OMG OMG OMG - those are the only three letters on my keyboard I will ever need to use in my life from now on: I have seen the future, and that future is DENON AKDL1!
I received three of these cables in the mail without warning - I came home and they were just sitting on my front step. I never ordered these cables, so I wasn't sure what was going on. I brought them in the house and set them aside while I checked my Amazon account. Surely enough, it had seemed that someone purchased these cables four days prior, using my account. At first I thought it might be fraud, but if so, why were the cables shipped to my house and not somewhere else? So the only other explanation that made sense to me was that maybe Amazon got my account mixed up with some other purchase.
I was in the middle of sending an email to Amazon about this mix-up, when my laptop network cable went dead! I pulled an AKDL1 out of the package and hooked it up between my laptop and router. ALL I CAN SAY IS OMG. I didn't follow the directional markings on the cable. After all, ethernet cable is bidirectional, no? I didn't think it mattered which end I plugged into the laptop. I WAS SO VERY WRONG.
To make a long story short, it appears that IF YOU HOOK UP THESE CABLES BACKWARDS, THEY WILL SEND AND RECEIVE ETHERNET PACKETS INTO THE PAST. That's right! When the cable were hooked up backwards, every website I visited served content from four days in the past. Few examples: Windows Update tried to install old patches my system already had; visiting the WWW clock website showed the date from four days prior; my Amazon.com account didn't show the cable purchase I just mentioned above; all articles from digg and reddit were four days old; no email that I sent or received within the past four days was being displayed by my email host.
When I switched the cable to be connected properly, I started seeing current website content again. What the heck was going on? The only thing I can figure is that maybe the Denon cables pass electrons at faster than the speed of light, effectively causing them to travel backwards in time.

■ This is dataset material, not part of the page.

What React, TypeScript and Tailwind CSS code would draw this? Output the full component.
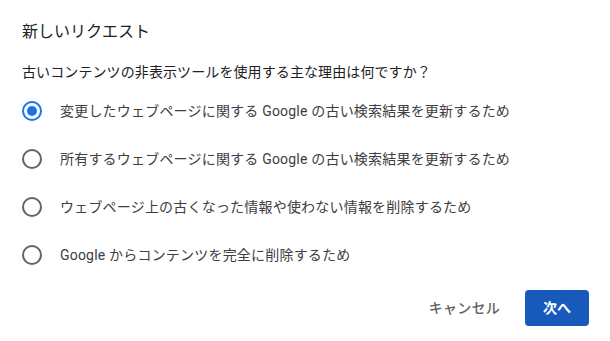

To see if this was really the case, I switched the cables back again so that they would serve content from the past, and I logged into Amazon and purchased three of these cables. When I received a tracking number from Amazon, I compared it to the tracking number on the package I received, and they were identical! So it turns out that I had been the one who originally sent myself the cables, only I hadn't known it because some weird sort of causality loop caused a time irregularity to spontaneously form. I wonder if this causality loop was somehow caused by someone else who had also hooked up the AKDL1 improperly.
Anyways, I love these cables and plan to see what weird effects I can accomplish with three of them hooked up in random configurations. I'm going to try to download some diagrams of a flux capacitor to see if I can make something like that with these cables. I also am going to do a Google search to see if I can submit winning lottery numbers to online lottery sites four days in the past. If so, I should quickly be able to win up enough money to buy a few more of these cables. I'll report back on my progress by sending an email back to myself, telling me to edit this comment with the results.
[UPDATE: These cables do all that I hoped they would, and more. In fact, you better buy them while you can - I have enough money now to buy Denon and discontinue their production facilities. This cable is too powerful to be allowed to fall into the wrong hands.]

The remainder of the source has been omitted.